Mulai sekarang bisa kamu pikirkan untung-rugi deh. Boleh juga mulai mengkalkulasikan manfaat dan dampaknya dari sekadar suka-suka saat dengerin bunyi klakson bis tersebut. Sebagai muslim, seharusnya lebih waspada dengan kehidupan di dunia, apalagi sudah tahu konsekuensinya. Iya, kan? Dunia itu punya kerlap-kerlip yang memang indah, tetapi fana. Artinya, jika kita hanya fokus mengejar kepuasan duniawi, berarti kita hanya senang-senang semata untuk waktu yang sementara. Padahal, ketika sudah menyadari bahwa kehidupan di dunia ini sementara, maka seharusnya bisa memanfaatkannya dengan banyak amal shalih. Beneran, lho. Kita berkejaran dengan sisa usia kita yang entah kapan nyawa ini dicabut oleh Malaikat Ijrail. Memangnya akan tetap bahagia ketika kamu berjoget-joget puas dengerin terompet raja jalanan ternyata pada saat itu juga nyawa kamu dicabut? Waduh, nggak banget, deh! Naudzubillahi min dzalik
Bro en Sis rahimakumullah, pembaca setia gaulislam. Ketimbang mengejar kebahagiaan (dan itu semu pula) dari hal yang remeh temeh begitu, sebaiknya kita berpikir ulang tentang apa yang musti kita perbuat di sisa usia kita. Ini genting dan penting banget. Genting karena kita sebenarnya berada dalam bahaya, tetapi kita berpuas diri dengan main-main. Penting untuk dipetimbangkan karena sebagai seorang muslim, justru kita seharusnya mampu berpikir dan bersikap serta bertindak yang benar dan baik menurut Islam.

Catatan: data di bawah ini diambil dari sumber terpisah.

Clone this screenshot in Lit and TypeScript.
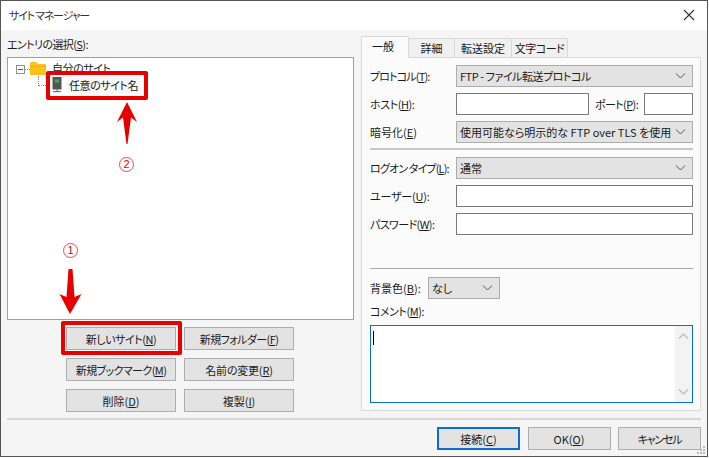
import { LitElement, html, css } from "lit";
import { customElement } from "lit/decorators.js";

const chevron = html`<svg class="chev" width="11" height="6" viewBox="0 0 11 6"><path d="M1 .5 5.5 5 10 .5" fill="none" stroke="#555" stroke-width="1"/></svg>`;

@customElement("app-root")
export class AppRoot extends LitElement {
  static styles = css`
    :host {
      display: block;
      width: 709px;
      height: 458px;
      position: relative;
      overflow: hidden;
      background: #fff;
      font-family: "Noto Sans CJK JP", "Liberation Sans", sans-serif;
      font-size: 11px;
      font-feature-settings: "palt";
      color: #1a1a1a;
      line-height: 16px;
    }
    * { box-sizing: border-box; }
    u { text-underline-offset: 1px; }
    .s2 { letter-spacing: -0.2px; }
    .s4 { letter-spacing: -0.45px; }
    .s6 { letter-spacing: -0.6px; }
    .s9 { letter-spacing: -0.85px; }
    .s12 { letter-spacing: -1.2px; }
    .win {
      position: absolute;
      inset: 0 1px 1px 0;
      border: 1px solid #555;
      background: #f5f5f5;
      display: flex;
      flex-direction: column;
    }
    .title {
      height: 29px;
      flex: none;
      background: #fff;
      display: flex;
      align-items: center;
      justify-content: space-between;
      padding: 0 12px 2px 8px;
      color: #333;
    }
    .main {
      flex: none;
      height: 388px;
      display: flex;
      padding: 6px 0 0 6px;
      gap: 7px;
    }
    .left { width: 347px; display: flex; flex-direction: column; }
    .lbl { height: 21px; flex: none; line-height: 14px; padding-top: 1px; }
    .tree {
      flex: none;
      height: 263px;
      background: #fff;
      border: 1px solid #a0a0a0;
      padding: 2px 0 0 8px;
    }
    .node { display: flex; align-items: center; height: 16px; }
    .box {
      width: 9px; height: 9px; border: 1px solid #919191; background: #fff;
      display: flex; align-items: center; justify-content: center; flex: none;
      margin-top: 3px;
    }
    .box i { display: block; width: 5px; height: 1px; background: #3a5a9a; }
    .dots { width: 5px; border-top: 1px dotted #888; flex: none; margin-top: 3px; }
    .folder { margin-right: 6px; flex: none; }
    .child { height: 18px; padding-left: 22px; }
    .vline { width: 12px; height: 10px; border-left: 1px dotted #888; border-bottom: 1px dotted #888; align-self: flex-start; flex: none; }
    .server { margin: 0 5px 0 2px; flex: none; }
    .childname { padding: 0 2px; background: #f7f7f7; }
    .btns {
      display: grid;
      grid-template-columns: 110px 110px;
      grid-auto-rows: 23px;
      gap: 8px;
      padding: 7px 0 0 59px;
    }
    .btn {
      border: 1px solid #adadad;
      background-color: #e3e3e3;
      background-image: repeating-conic-gradient(#dedede 0 25%, #e8e8e8 0 50%);
      background-size: 2px 2px;
      display: flex;
      align-items: center;
      justify-content: center;
      white-space: nowrap;
    }
    .right { width: 340px; display: flex; flex-direction: column; }
    .tabs { display: flex; height: 21px; flex: none; align-items: flex-end; }
    .tab {
      height: 19px;
      border: 1px solid #d9d9d9;
      border-bottom: none;
      border-left: none;
      background: #f0f0f0;
      display: flex;
      align-items: center;
      justify-content: center;
      white-space: nowrap;
    }
    .tab.on {
      height: 22px;
      background: #fbfbfb;
      border-left: 1px solid #d9d9d9;
      margin-bottom: -1px;
      position: relative;
      z-index: 1;
      padding-bottom: 3px;
      padding-right: 4px;
    }
    .t1 { width: 48px; }
    .t2 { width: 46px; }
    .t3 { width: 57px; }
    .t4 { width: 56px; }
    .panel {
      flex: none;
      height: 354px;
      background: #fbfbfb;
      border: 1px solid #d9d9d9;
      padding: 7px 7px 0 8px;
      display: flex;
      flex-direction: column;
    }
    .row { display: flex; align-items: center; height: 22px; flex: none; }
    .row > label { width: 86px; flex: none; white-space: nowrap; }
    .row > label.short { width: 58px; }
    .sel {
      flex: 1;
      min-width: 0;
      height: 100%;
      border: 1px solid #adadad;
      background-color: #e3e3e3;
      background-image: repeating-conic-gradient(#dedede 0 25%, #e8e8e8 0 50%);
      background-size: 2px 2px;
      display: flex;
      align-items: center;
      justify-content: space-between;
      padding: 0 6px 0 3px;
      white-space: nowrap;
    }
    .inp { height: 100%; background: #fff; border: 1px solid #7a7a7a; flex: 1; }
    .gap6 { margin-top: 6px; }
    .gap7 { margin-top: 7px; }
    .gap8 { margin-top: 8px; }
    .port { width: 49px; flex: none; }
    .portl { margin: 0 5px 0 6px; white-space: nowrap; width: 44px; flex: none; letter-spacing: -0.6px; }
    .host { flex: none; width: 133px; }
    .sep { height: 1px; background: #a8a8a8; flex: none; margin-top: 33px; }
    .sep.top { background: #c8c8c8; height: 2px; margin-top: 5px; }
    .colorsel { flex: none; width: 72px; }
    .cmt { margin-top: 4px; height: 16px; }
    .ta {
      flex: none;
      height: 78px;
      margin-top: 6px;
      border: 1px solid #0a6fd0;
      background: #fff;
      display: flex;
      justify-content: space-between;
      padding: 5px 0 0 2px;
    }
    .caret { width: 1px; height: 14px; background: #000; }
    .sb {
      width: 17px; height: 76px; margin-top: -5px;
      background: #f3f3f3;
      display: flex; flex-direction: column; justify-content: space-between; align-items: center;
      padding: 7px 0;
    }
    .rule { height: 2px; background: #d6d6d6; flex: none; margin: 0 6px; }
    .foot {
      flex: 1;
      display: flex;
      justify-content: flex-end;
      gap: 7.5px;
      padding: 7px 6px 0 0;
    }
    .foot .btn { width: 83px; height: 23px; }
    .foot .def { border: 2px solid #0a6fd0; }
    .anno { position: absolute; }
    .rbox { border: 4px solid #e60000; border-radius: 2px; }
    .r1 { left: 46px; top: 71px; width: 102px; height: 29px; }
    .r2 { left: 61px; top: 321px; width: 121px; height: 34px; }
    .up { left: 115px; top: 100px; }
    .down { left: 58px; top: 268px; }
    .grip { right: 3px; bottom: 3px; }
    .num {
      position: absolute;
      width: 15px; height: 15px;
      border: 1px solid #ee4a4a;
      border-radius: 50%;
      color: #e60000;
      font: 11px/13px "Liberation Sans", sans-serif;
      text-align: center;
    }
    .n1 { left: 63px; top: 243px; }
    .n2 { left: 119px; top: 157px; }
  `;

  render() {
    return html`
      <div class="win">
        <div class="title">
          <span class="s12">サイト マネージャー</span>
          <svg width="12" height="12" viewBox="0 0 12 12"><path d="M1 1l10 10M11 1 1 11" stroke="#333" stroke-width="1.1" fill="none"/></svg>
        </div>
        <div class="main">
          <div class="left">
            <div class="lbl s6">エントリの選択(<u>S</u>):</div>
            <div class="tree">
              <div class="node">
                <span class="box"><i></i></span><span class="dots"></span>
                <svg class="folder" width="16" height="13" viewBox="0 0 16 13"><path d="M0 1.5C0 .7.6 0 1.400 0H6l2 2h6.500c.8 0 1.500.7 1.500 1.500V13H0z" fill="#fcc21b"/><path d="M0 4h16v1H0z" fill="#f2ae14"/></svg>
                <span class="s4">自分のサイト</span>
              </div>
              <div class="node child">
                <span class="vline"></span>
                <svg class="server" width="10" height="16" viewBox="0 0 10 16"><rect x="0.500" width="9" height="12.500" fill="#555"/><rect x="3" y="2.500" width="4" height="3" fill="#3fae5a"/><path d="M4.500 12h1v2h-1z" fill="#666"/><path d="M1 14h8v1.200H1z" fill="#2f7fd0"/></svg>
                <span class="childname s4">任意のサイト名</span>
              </div>
            </div>
            <div class="btns">
              <div class="btn s4">新しいサイト(<u>N</u>)</div>
              <div class="btn s6">新規フォルダー(<u>F</u>)</div>
              <div class="btn s6">新規ブックマーク(<u>M</u>)</div>
              <div class="btn s2">名前の変更(<u>R</u>)</div>
              <div class="btn">削除(<u>D</u>)</div>
              <div class="btn">複製(<u>I</u>)</div>
            </div>
          </div>
          <div class="right">
            <div class="tabs">
              <div class="tab on t1">一般</div>
              <div class="tab t2">詳細</div>
              <div class="tab t3">転送設定</div>
              <div class="tab t4 s4">文字コード</div>
            </div>
            <div class="panel">
              <div class="row"><label class="s9">プロトコル(<u>T</u>):</label><div class="sel"><span class="s4">FTP - ファイル転送プロトコル</span>${chevron}</div></div>
              <div class="row gap6"><label class="s4">ホスト(<u>H</u>):</label><div class="inp host"></div><span class="portl">ポート(<u>P</u>):</span><div class="inp port"></div></div>
              <div class="row gap6"><label>暗号化(<u>E</u>)</label><div class="sel"><span>使用可能なら明示的な FTP over TLS を使用</span>${chevron}</div></div>
              <div class="sep top"></div>
              <div class="row gap7"><label class="s9">ログオン タイプ(<u>L</u>):</label><div class="sel">通常${chevron}</div></div>
              <div class="row gap6"><label class="s2">ユーザー(<u>U</u>):</label><div class="inp"></div></div>
              <div class="row gap6"><label class="s6">パスワード(<u>W</u>):</label><div class="inp"></div></div>
              <div class="sep"></div>
              <div class="row gap8"><label class="short">背景色(<u>B</u>):</label><div class="sel colorsel">なし${chevron}</div></div>
              <div class="row cmt"><label class="s4">コメント(<u>M</u>):</label></div>
              <div class="ta">
                <div class="caret"></div>
                <div class="sb">
                  <svg width="11" height="6" viewBox="0 0 11 6"><path d="M1 5.500 5.500 1 10 5.500" fill="none" stroke="#c4c4c4" stroke-width="1.600"/></svg>
                  <svg width="11" height="6" viewBox="0 0 11 6"><path d="M1 .5 5.500 5 10 .5" fill="none" stroke="#c4c4c4" stroke-width="1.600"/></svg>
                </div>
              </div>
            </div>
          </div>
        </div>
        <div class="rule"></div>
        <div class="foot">
          <div class="btn def">接続(<u>C</u>)</div>
          <div class="btn">OK(<u>O</u>)</div>
          <div class="btn s12">キャンセル</div>
        </div>
      </div>

      <div class="anno rbox r1"></div>
      <div class="anno rbox r2"></div>
      <svg class="anno up" width="26" height="46" viewBox="0 0 26 46"><path d="M12 2 22 22 16 17.500 12.500 44 11.500 44 8 17.500 2 22z" fill="#e60000"/></svg>
      <svg class="anno down" width="26" height="48" viewBox="0 0 26 48"><path d="M10.500 1h4l2 28 7-3-11.500 20L1.500 26l7 3z" fill="#e60000"/></svg>
      <svg class="anno grip" width="9" height="9" viewBox="0 0 9 9" fill="#bdbdbd"><rect x="6" y="0" width="2" height="2"/><rect x="3" y="3" width="2" height="2"/><rect x="6" y="3" width="2" height="2"/><rect x="0" y="6" width="2" height="2"/><rect x="3" y="6" width="2" height="2"/><rect x="6" y="6" width="2" height="2"/></svg>
      <div class="num n1">1</div>
      <div class="num n2">2</div>
    `;
  }
}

Bahagia mendengar lantunan al-Quran?
Bener, lho. Sudah saatnya berpikir serius dan bertindak serius. Coba deh, lebih bahagia mana antara mendengarkan telolet dengan bacaan al-Quran? Seharusnya setiap muslim senang mendengarkan bacaan al-Quran. Sebab, bila memahami isinya, mendengarkan al-Quran akan menambah wawasan, mengobati penyakit hati, menenangkan pikiran, menentramkan jiwa yang resah. Jelas ada banyak manfaat yang didapat ketika mendengarkan bacaan al-Quran ketimbang mendengarkan bunyi telotet klakson bis. Please, dipikir ulang ya, Bro en Sis!
Allah berfirman, “Dan apabila dibacakan al-Quran, maka dengarkanlah baik-baik, dan perhatikanlah dengan tenang agar kamu mendapat rahmat.” (QS al-A’raaf [7]: 204)
Rasulullah shallallahu ‘alaihi wasallam bersabda, “Barangsiapa mendengarkan satu ayat al-Qur’an, akan dicatat baginya satu kebajikan yang akan berlipat ganda. Dan barangsiapa membacanya, maka baginya cahaya di Hari Kiamat.” (HR Ahmad)
Bila untuk berburu bunyi telolet saja mampu, seharusnya berburu mencari ilmu jauh lebih mampu. Jika sama-sama keluar tenaga, waktu, pikiran, dan dana, maka mengeluarkan tenaga, mengorbankan waktu dan memeras pikiran serta menggelontorkan dana untuk mencari ilmu jauh lebih mulia ketimbang berburu untuk dengerin bunyi telolet klakson bis. Iya, kan?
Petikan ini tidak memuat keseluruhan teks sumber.